In 2000, he formed the first permanent acoustic group under his name, a quartet with pianist Danilo Perez, bassist John Patitucci, and drummer Brian Blade, playing his own compositions. Four albums of live recordings have been released: "Footprints Live"; "Beyond the Sound Barrier"; "Without a Net"; and "Emanon", with the latter, in addition to live material, including Shorter’s quartet in a studio session with the 34-piece Orpheus Chamber Orchestra.

In 2021, at age 88, he realized a lifelong dream in premiering his opera "...(Iphigenia)," which he had first started composing at age 19. His collaborators included bassist/composer/vocalist esperanza spalding, who wrote the libretto and sang the title role; and architect Frank Gehry, who contributed scenic design. The opera enjoyed a sold-out five-city tour including at the Kennedy Center in Washington, D.C., and was hailed as “the magnificent capstone to one of the all-time great jazz careers” in the Los Angeles Times.

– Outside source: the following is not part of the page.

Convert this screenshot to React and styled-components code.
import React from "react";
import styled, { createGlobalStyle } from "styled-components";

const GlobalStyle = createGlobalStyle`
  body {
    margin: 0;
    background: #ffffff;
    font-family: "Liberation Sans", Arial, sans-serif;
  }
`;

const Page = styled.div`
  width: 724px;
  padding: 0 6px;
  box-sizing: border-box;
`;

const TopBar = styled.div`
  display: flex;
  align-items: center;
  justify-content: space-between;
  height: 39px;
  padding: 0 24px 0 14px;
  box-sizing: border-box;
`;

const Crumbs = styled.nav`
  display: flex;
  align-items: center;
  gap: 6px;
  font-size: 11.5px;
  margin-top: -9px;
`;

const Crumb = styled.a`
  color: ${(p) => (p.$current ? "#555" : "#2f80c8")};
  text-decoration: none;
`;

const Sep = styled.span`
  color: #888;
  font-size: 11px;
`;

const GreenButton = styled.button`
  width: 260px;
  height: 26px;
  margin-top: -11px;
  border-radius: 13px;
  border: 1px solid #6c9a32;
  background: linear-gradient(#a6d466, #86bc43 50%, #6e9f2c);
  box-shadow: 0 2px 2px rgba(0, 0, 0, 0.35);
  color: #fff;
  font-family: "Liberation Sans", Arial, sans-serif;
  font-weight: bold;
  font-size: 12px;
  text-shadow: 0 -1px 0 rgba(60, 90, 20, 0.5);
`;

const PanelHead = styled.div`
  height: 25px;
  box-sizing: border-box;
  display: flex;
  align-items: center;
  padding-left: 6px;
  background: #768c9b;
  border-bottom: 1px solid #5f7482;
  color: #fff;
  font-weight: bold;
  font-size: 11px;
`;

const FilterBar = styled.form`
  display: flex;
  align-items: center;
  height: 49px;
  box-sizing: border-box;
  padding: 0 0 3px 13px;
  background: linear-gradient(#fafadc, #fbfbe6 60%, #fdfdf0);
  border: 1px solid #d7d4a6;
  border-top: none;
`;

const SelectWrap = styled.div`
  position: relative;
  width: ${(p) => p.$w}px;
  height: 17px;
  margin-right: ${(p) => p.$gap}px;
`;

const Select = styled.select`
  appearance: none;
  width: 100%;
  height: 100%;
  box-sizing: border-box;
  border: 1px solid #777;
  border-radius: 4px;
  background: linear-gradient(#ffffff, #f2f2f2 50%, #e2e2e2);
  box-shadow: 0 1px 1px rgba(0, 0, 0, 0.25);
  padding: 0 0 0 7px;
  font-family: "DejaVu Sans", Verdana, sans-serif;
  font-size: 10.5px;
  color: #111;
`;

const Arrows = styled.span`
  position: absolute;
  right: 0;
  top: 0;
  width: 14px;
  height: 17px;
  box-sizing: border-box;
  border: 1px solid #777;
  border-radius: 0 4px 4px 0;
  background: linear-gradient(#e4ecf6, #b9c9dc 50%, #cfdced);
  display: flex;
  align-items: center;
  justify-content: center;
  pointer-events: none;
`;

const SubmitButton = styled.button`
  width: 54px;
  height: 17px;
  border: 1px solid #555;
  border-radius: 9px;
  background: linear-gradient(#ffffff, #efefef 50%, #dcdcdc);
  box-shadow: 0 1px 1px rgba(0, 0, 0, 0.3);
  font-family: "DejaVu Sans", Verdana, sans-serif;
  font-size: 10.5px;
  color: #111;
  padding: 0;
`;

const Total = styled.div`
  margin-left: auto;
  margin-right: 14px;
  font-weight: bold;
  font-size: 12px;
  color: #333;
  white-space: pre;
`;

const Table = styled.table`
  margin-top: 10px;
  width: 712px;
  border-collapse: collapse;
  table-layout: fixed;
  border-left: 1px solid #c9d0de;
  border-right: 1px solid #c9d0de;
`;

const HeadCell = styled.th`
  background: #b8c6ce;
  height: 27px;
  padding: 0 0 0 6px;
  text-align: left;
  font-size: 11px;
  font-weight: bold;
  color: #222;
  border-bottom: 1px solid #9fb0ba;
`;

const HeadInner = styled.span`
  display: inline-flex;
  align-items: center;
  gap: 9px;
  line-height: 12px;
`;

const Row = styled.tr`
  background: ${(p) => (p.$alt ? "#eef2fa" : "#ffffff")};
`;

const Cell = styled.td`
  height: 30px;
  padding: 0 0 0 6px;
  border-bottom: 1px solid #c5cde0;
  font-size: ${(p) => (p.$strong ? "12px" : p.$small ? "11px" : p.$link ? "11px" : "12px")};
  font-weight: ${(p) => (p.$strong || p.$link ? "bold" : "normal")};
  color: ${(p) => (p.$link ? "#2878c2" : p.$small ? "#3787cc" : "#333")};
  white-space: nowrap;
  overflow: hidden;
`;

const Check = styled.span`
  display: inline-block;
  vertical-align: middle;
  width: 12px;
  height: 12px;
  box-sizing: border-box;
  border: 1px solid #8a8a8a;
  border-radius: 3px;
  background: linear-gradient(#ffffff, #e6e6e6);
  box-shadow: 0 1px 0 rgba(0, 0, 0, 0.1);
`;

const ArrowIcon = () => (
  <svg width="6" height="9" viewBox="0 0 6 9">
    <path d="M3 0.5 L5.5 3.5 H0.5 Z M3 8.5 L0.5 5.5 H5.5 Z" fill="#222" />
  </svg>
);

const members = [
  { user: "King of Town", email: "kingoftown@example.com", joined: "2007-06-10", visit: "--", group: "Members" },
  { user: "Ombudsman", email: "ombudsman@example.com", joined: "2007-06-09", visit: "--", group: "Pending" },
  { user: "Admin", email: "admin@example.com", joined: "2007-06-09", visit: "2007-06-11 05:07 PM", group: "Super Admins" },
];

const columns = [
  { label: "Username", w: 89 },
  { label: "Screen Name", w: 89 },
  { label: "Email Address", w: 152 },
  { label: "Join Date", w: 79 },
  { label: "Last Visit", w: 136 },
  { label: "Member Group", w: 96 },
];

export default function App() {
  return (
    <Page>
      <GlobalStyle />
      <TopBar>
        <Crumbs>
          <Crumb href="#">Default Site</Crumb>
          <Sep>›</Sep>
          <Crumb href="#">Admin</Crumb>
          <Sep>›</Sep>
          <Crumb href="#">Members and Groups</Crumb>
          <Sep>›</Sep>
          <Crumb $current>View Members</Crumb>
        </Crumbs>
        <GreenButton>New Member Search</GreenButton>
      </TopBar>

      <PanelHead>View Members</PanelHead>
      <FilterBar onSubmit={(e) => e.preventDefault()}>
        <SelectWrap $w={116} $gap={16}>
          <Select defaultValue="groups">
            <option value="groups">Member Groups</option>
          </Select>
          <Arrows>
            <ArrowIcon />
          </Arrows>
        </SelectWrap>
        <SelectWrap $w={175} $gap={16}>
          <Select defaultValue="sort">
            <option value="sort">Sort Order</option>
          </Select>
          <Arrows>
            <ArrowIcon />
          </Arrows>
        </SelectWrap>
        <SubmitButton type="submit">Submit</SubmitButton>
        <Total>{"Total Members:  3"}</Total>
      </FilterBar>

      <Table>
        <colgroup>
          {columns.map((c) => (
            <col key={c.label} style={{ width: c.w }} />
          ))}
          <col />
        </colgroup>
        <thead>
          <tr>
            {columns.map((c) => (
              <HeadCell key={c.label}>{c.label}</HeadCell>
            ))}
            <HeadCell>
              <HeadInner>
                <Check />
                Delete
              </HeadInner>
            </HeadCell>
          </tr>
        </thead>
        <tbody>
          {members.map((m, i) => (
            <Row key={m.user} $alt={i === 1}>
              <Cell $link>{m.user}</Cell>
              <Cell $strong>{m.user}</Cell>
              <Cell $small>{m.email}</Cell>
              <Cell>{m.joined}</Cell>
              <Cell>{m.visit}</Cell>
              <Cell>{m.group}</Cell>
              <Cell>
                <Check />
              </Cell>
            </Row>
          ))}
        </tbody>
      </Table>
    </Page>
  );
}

Wayne Shorter’s works have been performed by the Boston Symphony Orchestra, Chicago Symphony, Detroit Symphony, Lyon Symphony, National Polish Radio Symphonic Orchestra, Orpheus Chamber Orchestra, NFM Wrocław Philharmonic, Philharmonia Orchestra, Prague Philharmonic and Royal Concertgebouw Orchestra. He has received commissions from the National, St. Louis, and Nashville Symphony Orchestras, the Los Angeles Philharmonic and the La Jolla Music Society.

Shorter has realized over 200 compositions and dozens of these works have become modern standards.